'Buffy' finale slays its loyal fansBy Robert Bianco, USA TODAY
In its two-hour season finale, Buffy the Vampire Slayer finally delivers the kind of Buffy-at-its-best episode fans have hoped for all season, and seldom received. Evil is vanquished, charity and fidelity are rewarded, and the core characters are rebonded in ways that will surprise you, considering one of their own, Willow, was last seen skinning a man alive and incinerating his remains.
In thrilling fashion, tonight's back-to-back episodes provide a fitting, sometimes funny and sometimes shocking payoff to all the plots set up over the last few weeks: Willow's murderous descent into witchcraft; Xander's increasing sense of isolation, and Spike's enraged desire to return to his old self. You even get to see Buffy shake off her back-from-death depression for good this time, I'm betting, though the show has teased us with that plot point before.
Yet while it's a fabulous finale, it doesn't completely make up for all the less-than-fabulous hours that came before. With the notable exception of the musical episode (a stunning hour that may finally earn creator Joss Whedon the Emmy recognition he has long deserved), it's been a disappointing and even dreary year for Buffy. There were bright spots here and there, but overall, this once dependably entertaining show became too grim for too long.

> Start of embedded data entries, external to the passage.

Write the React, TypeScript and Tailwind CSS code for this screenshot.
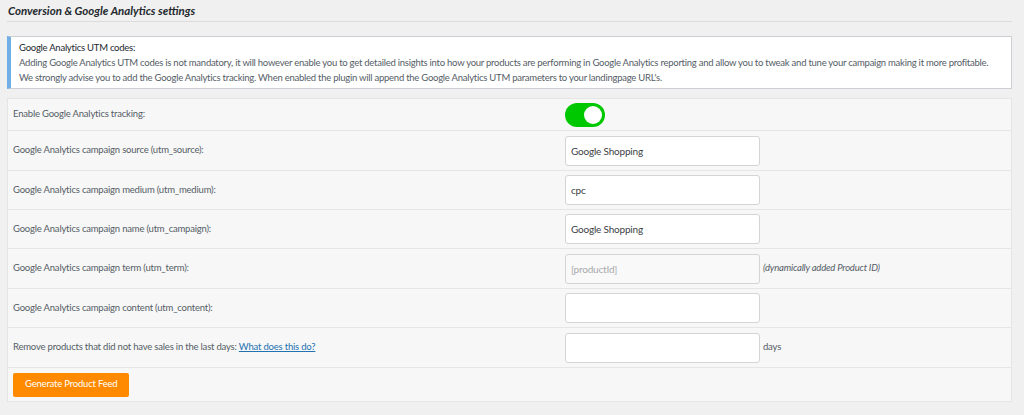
import { FC } from 'react';

const font = { fontFamily: 'Lato, "Open Sans", sans-serif' };

type Row = {
  label: string;
  value?: string;
  placeholder?: string;
  readOnly?: boolean;
  suffix?: string;
  suffixItalic?: boolean;
  link?: string;
  tall?: boolean;
};

const rows: Row[] = [
  { label: 'Google Analytics campaign source (utm_source):', value: 'Google Shopping', tall: true },
  { label: 'Google Analytics campaign medium (utm_medium):', value: 'cpc' },
  { label: 'Google Analytics campaign name (utm_campaign):', value: 'Google Shopping' },
  {
    label: 'Google Analytics campaign term (utm_term):',
    placeholder: '[productId]',
    readOnly: true,
    suffix: '(dynamically added Product ID)',
    suffixItalic: true,
    tall: true,
  },
  { label: 'Google Analytics campaign content (utm_content):', value: '' },
  {
    label: 'Remove products that did not have sales in the last days:',
    value: '',
    suffix: 'days',
    link: 'What does this do?',
    tall: true,
  },
];

const Toggle: FC = () => (
  <div className="relative w-[40px] h-[24px] rounded-full bg-[#00c800]">
    <div className="absolute right-[3px] top-[3px] w-[18px] h-[18px] rounded-full bg-white" />
  </div>
);

export default function App() {
  return (
    <div
      className="min-h-[415px] bg-[#f0f0f0] pl-[7px] pr-[12px] pt-[4px] text-[9.5px] tracking-[-0.2px] text-[#555d66]"
      style={font}
    >
      <h2 className="pb-[4px] pl-[1px] text-[11.5px] tracking-normal font-bold italic text-[#23282d] border-b border-[#dcdcdc] leading-[13px]">
        Conversion &amp; Google Analytics settings
      </h2>

      <div className="mt-[14px] bg-white border border-[#ccd0d4] border-l-4 border-l-[#72aee6] pl-[8px] pr-[2px] py-[3px] leading-[15px] tracking-[-0.25px]">
        <div className="text-[#23282d]">Google Analytics UTM codes:</div>
        <div className="whitespace-nowrap">
          Adding Google Analytics UTM codes is not mandatory, it will however enable you to get detailed insights into how your products are performing in Google Analytics reporting and allow you to tweak and tune your campaign making it more profitable.
        </div>
        <div>
          We strongly advise you to add the Google Analytics tracking. When enabled the plugin will append the Google Analytics UTM parameters to your landingpage URL's.
        </div>
      </div>

      <div className="mt-[9px] bg-[#f7f7f7] border border-[#e5e5e5]">
        <div className="flex items-center h-[32px] border-b border-[#e5e5e5]">
          <div className="w-[557px] pl-[5px]">Enable Google Analytics tracking:</div>
          <Toggle />
        </div>

        {rows.map((row) => (
          <div
            key={row.label}
            className={`flex items-center border-b border-[#e5e5e5] ${row.tall ? 'h-[40px]' : 'h-[39px]'}`}
          >
            <div className="w-[557px] pl-[5px]">
              {row.label}
              {row.link && (
                <>
                  {' '}
                  <a href="#" className="text-[#2271b1] underline">
                    {row.link}
                  </a>
                </>
              )}
            </div>
            <input
              type="text"
              defaultValue={row.value}
              placeholder={row.placeholder}
              readOnly={row.readOnly}
              className={`w-[195px] h-[30px] px-[5px] rounded-[3px] border border-[#d4d4d4] text-[10px] text-[#3c4146] placeholder:text-[#a7aaad] focus:outline-none ${
                row.readOnly ? 'bg-[#f9f9f9]' : 'bg-white'
              }`}
              style={font}
            />
            {row.suffix && (
              <span className={`ml-[3px] ${row.suffixItalic ? 'italic' : ''}`}>{row.suffix}</span>
            )}
          </div>
        ))}

        <div className="flex items-center h-[33px] pl-[5px]">
          <button
            type="button"
            className="h-[24px] px-[12px] rounded-[2px] bg-[#ff8a00] text-white text-[9.5px] tracking-[-0.2px]"
            style={font}
          >
            Generate Product Feed
          </button>
        </div>
      </div>
    </div>
  );
}
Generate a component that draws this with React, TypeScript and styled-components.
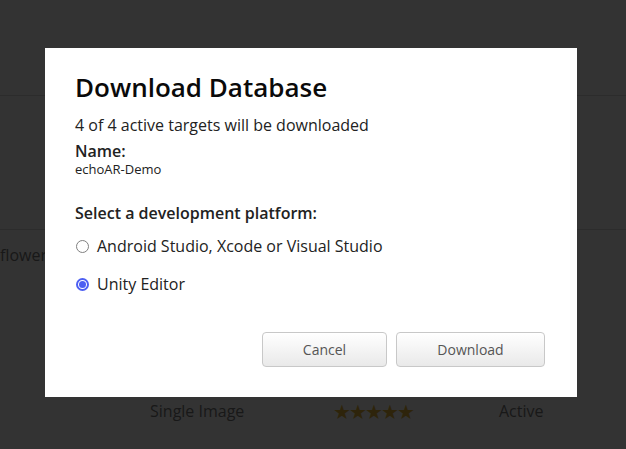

The show's decline in quality is in stark contrast to the rise of its spin-off, Angel, which had its best season yet. While Angel's stories were often even darker (a vampire father being set up to eat his baby, for one gruesome example) and its core characters were often equally at odds, the show was able to maintain an equilibrium Buffy lacked. On Angel, when one character was down, another was up. On Buffy, they all seemed to be in the dumps for long stretches at a time, as everything went wrong for everyone at once.
Still, even when Buffy fails, and this season does rank as a relative failure, it fails in interesting ways. Most long-running series stumble because the writers run out of ideas, or the producers or actors exhaust their energy and interest. It's clear Buffy suffered from Whedon's reduced involvement and suffered more than the writers may have imagined from the absence of Anthony Stewart Head as Giles, who provided a needed adult voice. But essentially, Buffy faltered because it charted a seemingly viable artistic course that simply didn't work, or didn't work well enough to maintain fan interest.
Where in previous seasons Buffy and her friends had battled some big, outside evil, this season, the evil they had to conquer was inside themselves. From Buffy's ennui to Willow's addiction to witchcraft, these no-longer-teen characters discovered they were their own worst enemies.
As always, what the show was seeking was a metaphorical expression of real-world problems and emotions. Unfortunately, whatever the artistic intention, it's hard to sustain 22 weeks of character ennui without inducing the same in an audience. Indeed, one of the best scenes tonight comes when Buffy lists everything that's gone wrong in the gang's lives this season, and finally gets the appropriate reaction.
Happily for fans, tonight's finale doesn't just look back, it also looks ahead, laying the foundation for the season to come. I don't want to spoil any of the show's surprises (and few shows are better than Angel or Buffy at springing a last-second gasper on unsuspecting viewers). But I will tell you this: One of the last things Buffy says tonight to her sister, Dawn, is "it hasn't been OK, but it's going to be now. ... I want to see my friends happy again."